Artscope’s worked with Ian Torney in his role as director of the Nesto Gallery at Milton Academy throughout our existence. In this issue, however, Linda Sutherland looks at his highly impressive portfolio as an artist and more specifically, his “365 Views of Mt. Washington Series” that’s on view through the end of September at the Hurricane Mountain Design Gallery in North Conway, New Hampshire.
Artscope has closely followed the careers of Nora Valdez and Gillian Christy; “Two Paths, Two Identities” brings their work together from September 13 through 29 at the Piano Craft Gallery in Boston, which you’ll be able to visit during the South End Open Studios Weekend on September 21 and 22. Claudia Fiks previews their show and introduces us to Tanzanian-born artist Abu Mwenye, who I’ve gotten to know at exhibitions in my home base in Worcester, Mass., and whose SoWa Artist Guild studio at 450 Harrison Ave. is always open to visitors during First Friday and SoWa Sundays.

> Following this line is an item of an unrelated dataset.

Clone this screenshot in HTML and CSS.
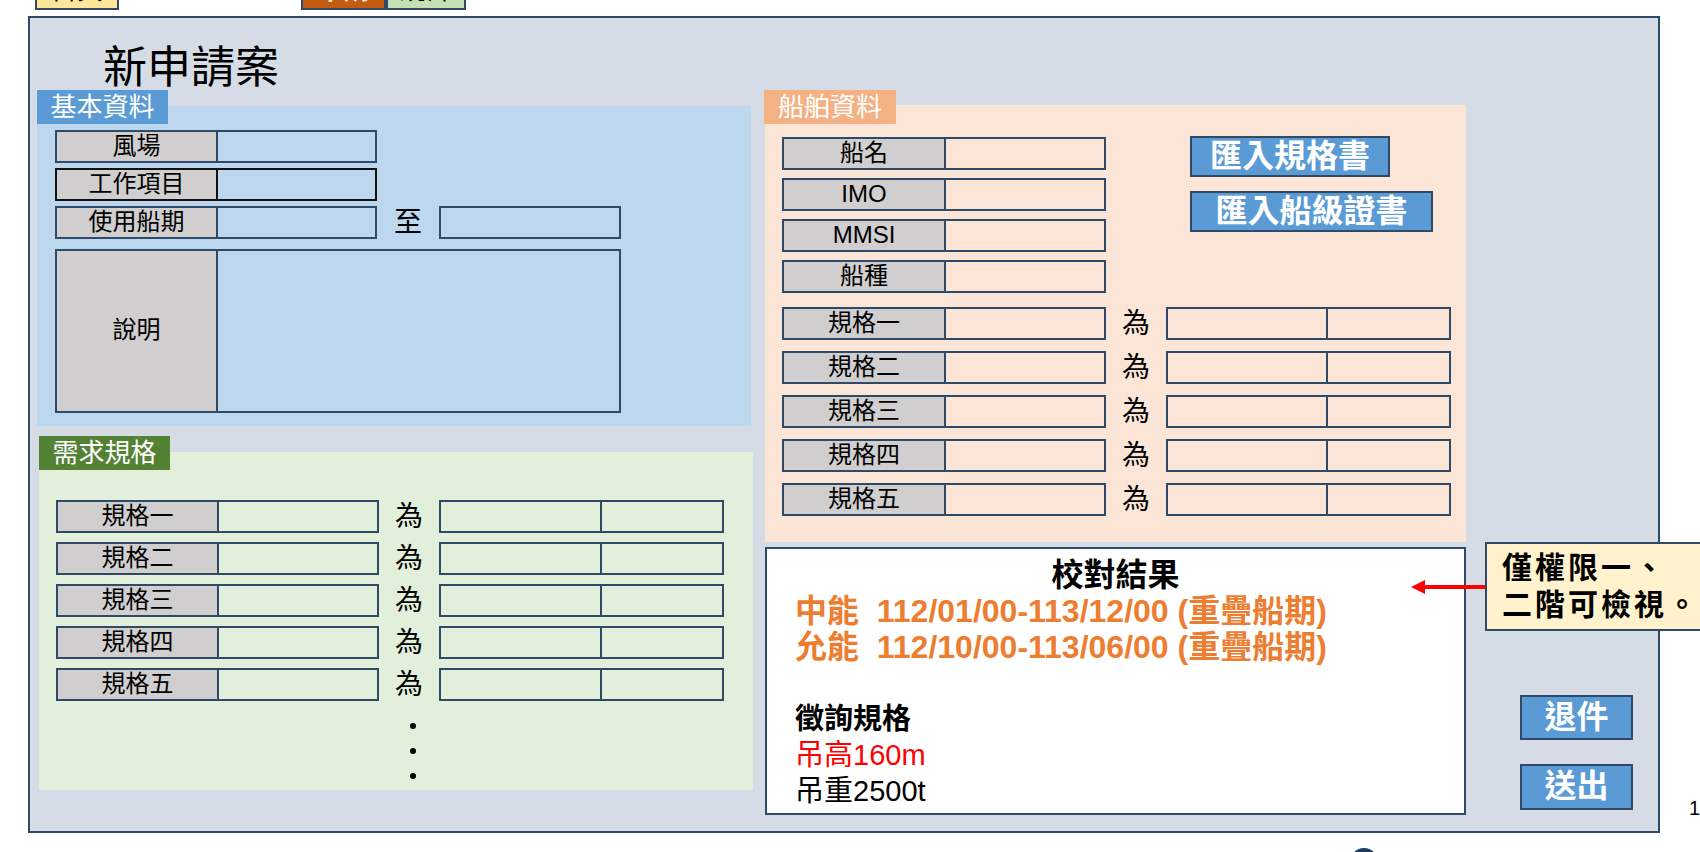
FILE: index.html
```html
<!DOCTYPE html>
<html>
<head>
  <meta charset="utf-8">
  <meta name="viewport" content="width=device-width, initial-scale=1.0">
  <link rel="stylesheet" href="styles.css">
</head>
<body>

<div id="tab_bar">
  <div class="top_tab tab_home">首頁</div>
  <div class="top_tab tab_apply">申請</div>
  <div class="top_tab tab_stats">統計</div>
</div>

<div id="stage">
  <div id="frame">
    <h1 id="page_title">新申請案</h1>

    <div id="columns">

      <div id="left_col">
        <div class="sec_label basic_label">基本資料</div>
        <div class="sec_panel basic_panel">
          <div class="field_row">
            <div class="field_label">風場</div>
            <div class="field_input w161"></div>
          </div>
          <div class="field_row dark_row">
            <div class="field_label">工作項目</div>
            <div class="field_input w161"></div>
          </div>
          <div class="field_row">
            <div class="field_label">使用船期</div>
            <div class="field_input w161"></div>
            <div class="joiner joiner_wide">至</div>
            <div class="field_input w182"></div>
          </div>
          <div class="field_row memo_row">
            <div class="field_label">說明</div>
            <div class="field_input w405"></div>
          </div>
        </div>

        <div class="sec_label need_label">需求規格</div>
        <div class="sec_panel need_panel">
          <div class="spec_list">
            <div class="field_row">
              <div class="field_label">規格一</div>
              <div class="field_input w162"></div>
              <div class="joiner">為</div>
              <div class="field_input w163"></div>
              <div class="field_input tail w122"></div>
            </div>
            <div class="field_row">
              <div class="field_label">規格二</div>
              <div class="field_input w162"></div>
              <div class="joiner">為</div>
              <div class="field_input w163"></div>
              <div class="field_input tail w122"></div>
            </div>
            <div class="field_row">
              <div class="field_label">規格三</div>
              <div class="field_input w162"></div>
              <div class="joiner">為</div>
              <div class="field_input w163"></div>
              <div class="field_input tail w122"></div>
            </div>
            <div class="field_row">
              <div class="field_label">規格四</div>
              <div class="field_input w162"></div>
              <div class="joiner">為</div>
              <div class="field_input w163"></div>
              <div class="field_input tail w122"></div>
            </div>
            <div class="field_row">
              <div class="field_label">規格五</div>
              <div class="field_input w162"></div>
              <div class="joiner">為</div>
              <div class="field_input w163"></div>
              <div class="field_input tail w122"></div>
            </div>
          </div>
          <div class="more_dots">
            <span></span><span></span><span></span>
          </div>
        </div>
      </div>

      <div id="right_col">
        <div class="sec_label ship_label">船舶資料</div>
        <div class="sec_panel ship_panel">
          <div class="ship_top">
            <div class="ship_fields">
              <div class="field_row">
                <div class="field_label">船名</div>
                <div class="field_input w162"></div>
              </div>
              <div class="field_row">
                <div class="field_label">IMO</div>
                <div class="field_input w162"></div>
              </div>
              <div class="field_row">
                <div class="field_label">MMSI</div>
                <div class="field_input w162"></div>
              </div>
              <div class="field_row">
                <div class="field_label">船種</div>
                <div class="field_input w162"></div>
              </div>
            </div>
            <div class="import_col">
              <div class="import_btn import_spec">匯入規格書</div>
              <div class="import_btn import_cert">匯入船級證書</div>
            </div>
          </div>
          <div class="spec_list ship_specs">
            <div class="field_row">
              <div class="field_label">規格一</div>
              <div class="field_input w162"></div>
              <div class="joiner">為</div>
              <div class="field_input w162"></div>
              <div class="field_input tail w123"></div>
            </div>
            <div class="field_row">
              <div class="field_label">規格二</div>
              <div class="field_input w162"></div>
              <div class="joiner">為</div>
              <div class="field_input w162"></div>
              <div class="field_input tail w123"></div>
            </div>
            <div class="field_row">
              <div class="field_label">規格三</div>
              <div class="field_input w162"></div>
              <div class="joiner">為</div>
              <div class="field_input w162"></div>
              <div class="field_input tail w123"></div>
            </div>
            <div class="field_row">
              <div class="field_label">規格四</div>
              <div class="field_input w162"></div>
              <div class="joiner">為</div>
              <div class="field_input w162"></div>
              <div class="field_input tail w123"></div>
            </div>
            <div class="field_row">
              <div class="field_label">規格五</div>
              <div class="field_input w162"></div>
              <div class="joiner">為</div>
              <div class="field_input w162"></div>
              <div class="field_input tail w123"></div>
            </div>
          </div>
        </div>

        <div id="result_box">
          <div class="result_title">校對結果</div>
          <div class="result_line overlap_line">中能&nbsp; 112/01/00-113/12/00 (重疊船期)</div>
          <div class="result_line overlap_line">允能&nbsp; 112/10/00-113/06/00 (重疊船期)</div>
          <div class="result_line"></div>
          <div class="result_line ask_title">徵詢規格</div>
          <div class="result_line ask_red">吊高160m</div>
          <div class="result_line">吊重2500t</div>
        </div>
      </div>

      <div id="btn_col">
        <div class="action_btn">退件</div>
        <div class="action_btn send_btn">送出</div>
      </div>

    </div>

    <svg class="note_arrow" width="76" height="16" viewBox="0 0 76 16">
      <line x1="12" y1="8" x2="76" y2="8" stroke="#ff0000" stroke-width="4"/>
      <polygon points="0,8 14,1 14,15" fill="#ff0000"/>
    </svg>

    <div id="perm_note">
      <div>僅權限一、</div>
      <div>二階可檢視。</div>
    </div>
  </div>

  <div id="slide_num">11</div>
</div>

<div id="bottom_row">
  <div class="round_badge"></div>
</div>

</body>
</html>
```

FILE: styles.css
```css
* {
  box-sizing: border-box;
}

html, body {
  margin: 0;
}

body {
  width: 1700px;
  height: 852px;
  overflow: hidden;
  background: #ffffff;
  color: #000000;
  font-family: "Liberation Sans", "Noto Sans CJK TC", sans-serif;
}

/* top tabs, mostly cut off above the window */
#tab_bar {
  display: flex;
  height: 16px;
}

.top_tab {
  height: 40px;
  margin-top: -30px;
  border: 2px solid #2f4a66;
  font-size: 26px;
  line-height: 36px;
  text-align: center;
}

.tab_home {
  margin-left: 35px;
  width: 84px;
  background: #ffe699;
}

.tab_apply {
  margin-left: 182px;
  width: 85px;
  background: #c55a11;
  color: #ffffff;
  font-weight: bold;
}

.tab_stats {
  width: 80px;
  background: #c5e0b4;
}

/* main frame */
#stage {
  display: flex;
  align-items: flex-end;
  width: 1760px;
}

#frame {
  position: relative;
  flex-shrink: 0;
  margin-left: 28px;
  width: 1632px;
  height: 817px;
  border: 2px solid #2f4a66;
  background: #d6dce5;
  padding-left: 7px;
}

#page_title {
  margin: 28px 0 0 66px;
  font-size: 44px;
  line-height: 44px;
  font-weight: normal;
}

#columns {
  display: flex;
}

#left_col {
  width: 716px;
}

#right_col {
  width: 701px;
  margin-left: 12px;
}

#btn_col {
  width: 113px;
  margin-left: 54px;
  display: flex;
  flex-direction: column;
  justify-content: flex-end;
  gap: 24px;
  padding-bottom: 5px;
}

/* section tabs + panels */
.sec_label {
  position: relative;
  z-index: 1;
  width: 131px;
  height: 34px;
  color: #ffffff;
  font-size: 26px;
  line-height: 34px;
  text-align: center;
}

.sec_panel {
  margin-top: -18px;
}

.basic_label {
  background: #5b9bd5;
}

.basic_panel {
  height: 320px;
  width: 714px;
  background: #bdd7ee;
  padding: 24px 0 0 18px;
  display: flex;
  flex-direction: column;
  gap: 5px;
}

.need_label {
  margin-top: 10px;
  margin-left: 2px;
  background: #548235;
}

.need_panel {
  margin-left: 2px;
  width: 714px;
  height: 338px;
  background: #e2efda;
  padding: 48px 0 0 17px;
}

.ship_label {
  width: 132px;
  margin-left: -1px;
  background: #f4b183;
}

.ship_panel {
  margin-top: -19px;
  height: 437px;
  background: #fbe5d6;
  padding: 32px 0 0 17px;
}

/* form rows */
.field_row {
  display: flex;
  align-items: center;
  height: 33px;
}

.field_label {
  width: 161px;
  height: 100%;
  background: #d0cece;
  border: 2px solid #2f4a66;
  border-right: none;
  font-size: 24px;
  line-height: 28px;
  text-align: center;
}

.field_input {
  height: 100%;
  border: 2px solid #2f4a66;
}

.field_input.tail {
  border-left: none;
}

.dark_row .field_label,
.dark_row .field_input {
  border-color: #111111;
}

.memo_row {
  height: 164px;
  margin-top: 5px;
}

.memo_row .field_label {
  line-height: 158px;
}

.w122 { width: 122px; }
.w123 { width: 123px; }
.w161 { width: 161px; }
.w162 { width: 162px; }
.w163 { width: 163px; }
.w182 { width: 182px; }
.w405 { width: 405px; }

.joiner {
  width: 60px;
  font-size: 28px;
  line-height: 33px;
  text-align: center;
}

.joiner_wide {
  width: 62px;
}

.spec_list {
  display: flex;
  flex-direction: column;
  gap: 9px;
}

.more_dots {
  width: 6px;
  margin-left: 354px;
  margin-top: 22px;
  display: flex;
  flex-direction: column;
  gap: 19px;
}

.more_dots span {
  display: block;
  width: 6px;
  height: 6px;
  border-radius: 50%;
  background: #000000;
}

/* ship info */
.ship_top {
  display: flex;
}

.ship_fields {
  display: flex;
  flex-direction: column;
  gap: 8px;
}

.ship_fields .field_label {
  width: 162px;
}

.ship_specs {
  margin-top: 14px;
  gap: 11px;
}

.ship_specs .field_label {
  width: 162px;
}

.import_col {
  margin-left: 84px;
  margin-top: -1px;
  display: flex;
  flex-direction: column;
  gap: 14px;
}

.import_btn {
  height: 41px;
  background: #5b9bd5;
  border: 2px solid #2f4a66;
  color: #ffffff;
  font-size: 32px;
  font-weight: bold;
  line-height: 36px;
  text-align: center;
}

.import_spec {
  width: 200px;
}

.import_cert {
  width: 243px;
}

/* check result */
#result_box {
  margin-top: 5px;
  height: 268px;
  background: #ffffff;
  border: 2px solid #2f4a66;
  padding: 8px 28px 0;
}

.result_title {
  font-size: 32px;
  font-weight: bold;
  line-height: 36px;
  text-align: center;
}

.result_line {
  height: 36px;
  font-size: 29px;
  line-height: 36px;
  white-space: nowrap;
}

.overlap_line {
  color: #ed7d31;
  font-weight: bold;
  font-size: 32px;
}

.ask_title {
  font-weight: bold;
}

.ask_red {
  color: #ff0000;
}

/* side buttons */
.action_btn {
  height: 45px;
  background: #5b9bd5;
  border: 2px solid #2f4a66;
  color: #ffffff;
  font-size: 32px;
  font-weight: bold;
  line-height: 40px;
  text-align: center;
}

.send_btn {
  height: 46px;
}

/* permission note over the frame edge */
.note_arrow {
  position: absolute;
  left: 1381px;
  top: 561px;
}

#perm_note {
  position: absolute;
  left: 1455px;
  top: 524px;
  width: 240px;
  height: 89px;
  background: #fff2cc;
  border: 2px solid #2f4a66;
  padding: 5px 0 0 15px;
  font-size: 30px;
  font-weight: bold;
  line-height: 37px;
  letter-spacing: 3px;
  white-space: nowrap;
}

#slide_num {
  flex-shrink: 0;
  margin-left: 29px;
  margin-bottom: 13px;
  font-size: 20px;
  line-height: 24px;
  white-space: nowrap;
}

#bottom_row {
  padding-top: 15px;
  padding-left: 1350px;
}

.round_badge {
  width: 28px;
  height: 28px;
  border-radius: 50%;
  background: #1f3864;
}
```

That “we’re under surveillance” is no surprise, and while most of us take it as a given that everything’s accessible somewhere, J.M. Belmont explains how Marcus DeSieno‘s “Privacy is a Myth We Tell Ourselves to Sleep” exhibition at the Griffin Museum of Photography, that he calls “a meditation on the elimination of aloneness and confidentiality from modern society,” has turned that information into challenging, contemplative art.
Just as Class of 2028 was arriving on campus, I visited the Cantor Gallery at the College of the Holy Cross to see its just-opened“Blue Profundity: Contemporary Artists Revisit a Color” exhibition. Combining five known and new to the area artists, it’s a tribute to the knowledge and networking of gallery director and curator Lauren Szumita.
So, dig in and celebrate the vibrancy of New England’s visual and performing arts community with our end of summer, early autumn issue.